Index splitting for sequential INSERT activity

Db2 detects sequential inserts and splits index pages asymmetrically to improve space usage and reduce split processing.

You can further improve performance by choosing the appropriate page size for index pages.

When all the entries in a leaf page are consumed during inserts, Db2 allocates a new page and moves some entries from the old page to the new page. Db2 detects when a series of inserts adds keys in ascending or descending sequential order.

When such a pattern is detected, Db2 splits the index pages asymmetrically, by placing more or fewer keys on the newly allocated page. In this way, Db2 allocates page space more efficiently and reduces the frequency of split processing operations.

Traditionally, Db2 split index pages by moving approximately half the entries to the new page. According to that logic, when sequential inserts added keys in ascending order, the freed space in the old index page was never used. This meant that an index used only half of the allocated page space. Page-splitting also occurred more frequently because the index would fill the available half of each newly allocated page very quickly.

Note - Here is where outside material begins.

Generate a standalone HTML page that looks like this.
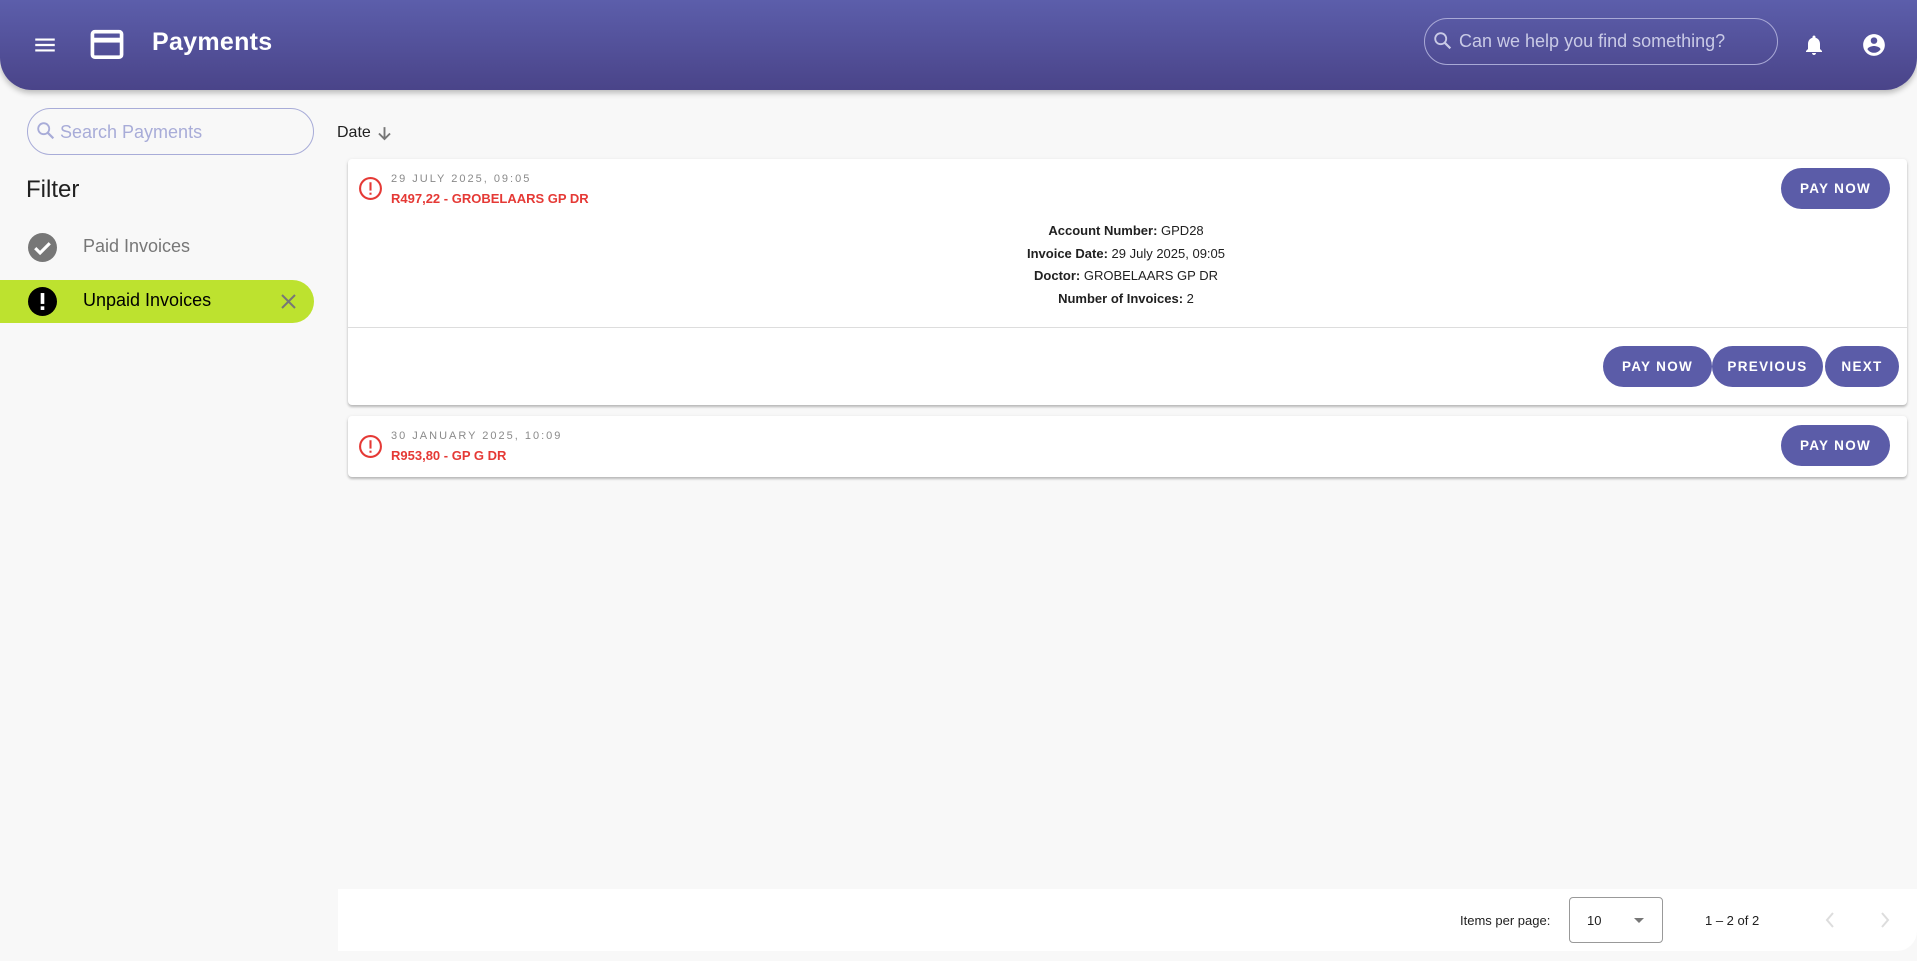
<!DOCTYPE html>
<html><head><meta charset="utf-8"><style>
*{box-sizing:border-box;margin:0;padding:0}
body{width:1917px;height:961px;background:#f8f8f8;font-family:"Liberation Sans",sans-serif;position:relative;overflow:hidden;color:#212121}
.abs{position:absolute}
.hdr{left:0;top:0;width:1917px;height:90px;background:linear-gradient(#5c5eab,#4a4489);border-radius:0 0 32px 32px;box-shadow:0 3px 6px rgba(0,0,0,.25)}
.btn{position:absolute;background:#5b5ca8;color:#fff;border-radius:21px;font-weight:bold;font-size:13.5px;letter-spacing:1.3px;display:flex;align-items:center;justify-content:center;height:41px}
.card{position:absolute;left:348px;width:1559px;background:#fff;border-radius:4px;box-shadow:0 2px 2px rgba(0,0,0,.2),0 1px 4px rgba(0,0,0,.1)}
.dt{position:absolute;left:43px;font-size:11px;letter-spacing:2px;color:#8a8a8a}
.amt{position:absolute;left:43px;font-size:13px;font-weight:bold;color:#e53935}
.det{position:absolute;left:0;width:1556px;text-align:center;font-size:13px;line-height:13px}
</style></head><body>
<div class="abs hdr"></div>
<svg class="abs" style="left:32px;top:32px" width="26" height="26" viewBox="0 0 24 24"><path d="M3 6h18v2H3zm0 5h18v2H3zm0 5h18v2H3z" fill="#fff"/></svg>
<svg class="abs" style="left:90px;top:28px" width="34" height="34" viewBox="0 0 28 28"><rect x="2" y="3" width="24" height="21" rx="2" fill="none" stroke="#fff" stroke-width="3"/><rect x="2" y="8" width="24" height="4" fill="#fff"/></svg>
<div class="abs" style="left:152px;top:28px;color:#fff;font-size:25px;font-weight:bold;letter-spacing:.3px">Payments</div>
<div class="abs" style="left:1424px;top:18px;width:354px;height:47px;border:1px solid #a9a9d6;border-radius:24px"></div>
<svg class="abs" style="left:1432px;top:30px" width="22" height="22" viewBox="0 0 24 24"><circle cx="9.5" cy="9.5" r="6" fill="none" stroke="#c9cae6" stroke-width="2"/><path d="M14 14l6 6" stroke="#c9cae6" stroke-width="2.4"/></svg>
<div class="abs" style="left:1459px;top:31px;color:#c9cae6;font-size:18px">Can we help you find something?</div>
<svg class="abs" style="left:1802px;top:32px" width="24" height="26" viewBox="0 0 24 24"><path d="M12 22c1.1 0 2-.9 2-2h-4c0 1.1.9 2 2 2zm6-6v-5c0-3.1-1.6-5.6-4.5-6.3V4c0-.8-.7-1.5-1.5-1.5s-1.5.7-1.5 1.5v.7C7.6 5.4 6 7.9 6 11v5l-2 2v1h16v-1l-2-2z" fill="#fff"/></svg>
<svg class="abs" style="left:1861px;top:32px" width="26" height="26" viewBox="0 0 24 24"><path d="M12 2C6.5 2 2 6.5 2 12s4.5 10 10 10 10-4.5 10-10S17.5 2 12 2zm0 3c1.7 0 3 1.3 3 3s-1.3 3-3 3-3-1.3-3-3 1.3-3 3-3zm0 14.2c-2.5 0-4.7-1.3-6-3.2 0-2 4-3.1 6-3.1s6 1.1 6 3.1c-1.3 1.9-3.5 3.2-6 3.2z" fill="#fff"/></svg>

<div class="abs" style="left:27px;top:108px;width:287px;height:47px;border:1px solid #a8acd8;border-radius:24px"></div>
<svg class="abs" style="left:35px;top:120px" width="22" height="22" viewBox="0 0 24 24"><circle cx="9.5" cy="9.5" r="6" fill="none" stroke="#a8acd8" stroke-width="2"/><path d="M14 14l6 6" stroke="#a8acd8" stroke-width="2.4"/></svg>
<div class="abs" style="left:60px;top:122px;color:#a8acd8;font-size:18px">Search Payments</div>
<div class="abs" style="left:26px;top:176px;font-size:24px">Filter</div>
<svg class="abs" style="left:28px;top:233px" width="29" height="29" viewBox="0 0 24 24"><circle cx="12" cy="12" r="12" fill="#777"/><path d="M6 12.5l4 4 8-8" fill="none" stroke="#fff" stroke-width="2.6"/></svg>
<div class="abs" style="left:83px;top:236px;color:#777;font-size:18px">Paid Invoices</div>
<div class="abs" style="left:0;top:280px;width:314px;height:43px;background:#bde22f;border-radius:0 22px 22px 0"></div>
<svg class="abs" style="left:28px;top:287px" width="29" height="29" viewBox="0 0 24 24"><circle cx="12" cy="12" r="12" fill="#000"/><rect x="10.5" y="5" width="3" height="9" fill="#fff"/><rect x="10.5" y="16" width="3" height="3" fill="#fff"/></svg>
<div class="abs" style="left:83px;top:290px;color:#000;font-size:18px">Unpaid Invoices</div>
<svg class="abs" style="left:280px;top:293px" width="17" height="17" viewBox="0 0 17 17"><path d="M2 2l13 13M15 2L2 15" stroke="#777" stroke-width="2"/></svg>

<div class="abs" style="left:337px;top:124px;font-size:16px">Date</div>
<svg class="abs" style="left:375px;top:124px" width="19" height="19" viewBox="0 0 24 24"><path d="M12 4v15M5 12l7 7 7-7" fill="none" stroke="#777" stroke-width="2.4"/></svg>

<div class="card" style="top:159px;height:246px">
<svg class="abs" style="left:10px;top:17px" width="25" height="25" viewBox="0 0 24 24"><circle cx="12" cy="12" r="10" fill="none" stroke="#e53935" stroke-width="2"/><rect x="11" y="6" width="2" height="8" fill="#e53935"/><rect x="11" y="16" width="2" height="2" fill="#e53935"/></svg>
<div class="dt" style="top:14px">29 JULY 2025, 09:05</div>
<div class="amt" style="top:32px">R497,22 - GROBELAARS GP DR</div>
<div class="btn" style="left:1433px;top:9px;width:109px">PAY NOW</div>
<div class="det" style="top:65px"><b>Account Number:</b> GPD28</div>
<div class="det" style="top:88px"><b>Invoice Date:</b> 29 July 2025, 09:05</div>
<div class="det" style="top:110px"><b>Doctor:</b> GROBELAARS GP DR</div>
<div class="det" style="top:133px"><b>Number of Invoices:</b> 2</div>
<div class="abs" style="left:0;top:168px;width:1559px;height:1px;background:#ddd"></div>
<div class="btn" style="left:1255px;top:187px;width:109px">PAY NOW</div>
<div class="btn" style="left:1364px;top:187px;width:111px">PREVIOUS</div>
<div class="btn" style="left:1477px;top:187px;width:74px">NEXT</div>
</div>

<div class="card" style="top:416px;height:61px">
<svg class="abs" style="left:10px;top:18px" width="25" height="25" viewBox="0 0 24 24"><circle cx="12" cy="12" r="10" fill="none" stroke="#e53935" stroke-width="2"/><rect x="11" y="6" width="2" height="8" fill="#e53935"/><rect x="11" y="16" width="2" height="2" fill="#e53935"/></svg>
<div class="dt" style="top:14px">30 JANUARY 2025, 10:09</div>
<div class="amt" style="top:32px">R953,80 - GP G DR</div>
<div class="btn" style="left:1433px;top:9px;width:109px">PAY NOW</div>
</div>

<div class="abs" style="left:338px;top:889px;width:1579px;height:62px;background:#fff;border-radius:0 0 20px 0"></div>
<div class="abs" style="left:1460px;top:913px;font-size:13px">Items per page:</div>
<div class="abs" style="left:1569px;top:897px;width:94px;height:46px;border:1px solid #999;border-radius:4px"></div>
<div class="abs" style="left:1587px;top:913px;font-size:13px">10</div>
<div class="abs" style="left:1634px;top:918px;width:0;height:0;border-left:5px solid transparent;border-right:5px solid transparent;border-top:5px solid #777"></div>
<div class="abs" style="left:1705px;top:913px;font-size:13px">1 – 2 of 2</div>
<svg class="abs" style="left:1822px;top:910px" width="16" height="20" viewBox="0 0 16 20"><path d="M11 3L5 10l6 7" fill="none" stroke="#ddd" stroke-width="2"/></svg>
<svg class="abs" style="left:1877px;top:910px" width="16" height="20" viewBox="0 0 16 20"><path d="M5 3l6 7-6 7" fill="none" stroke="#ddd" stroke-width="2"/></svg>
</body></html>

Larger index page sizes can be beneficial in cases where a frequent index split results from heavy inserts. The frequency of index splitting can be determined from LEAFNEAR, LEAFFAR, and NLEAF in SYSINDEXES and SYSINDEXPART catalog tables, latch 70 (and latch class 6 in statistics) contention in data sharing, and latch 254 contention in non data sharing (in latch class 7 in statistics) from performance trace.

A smaller index page size can be beneficial for achieving higher buffer pool hit ratios in random read-intensive applications.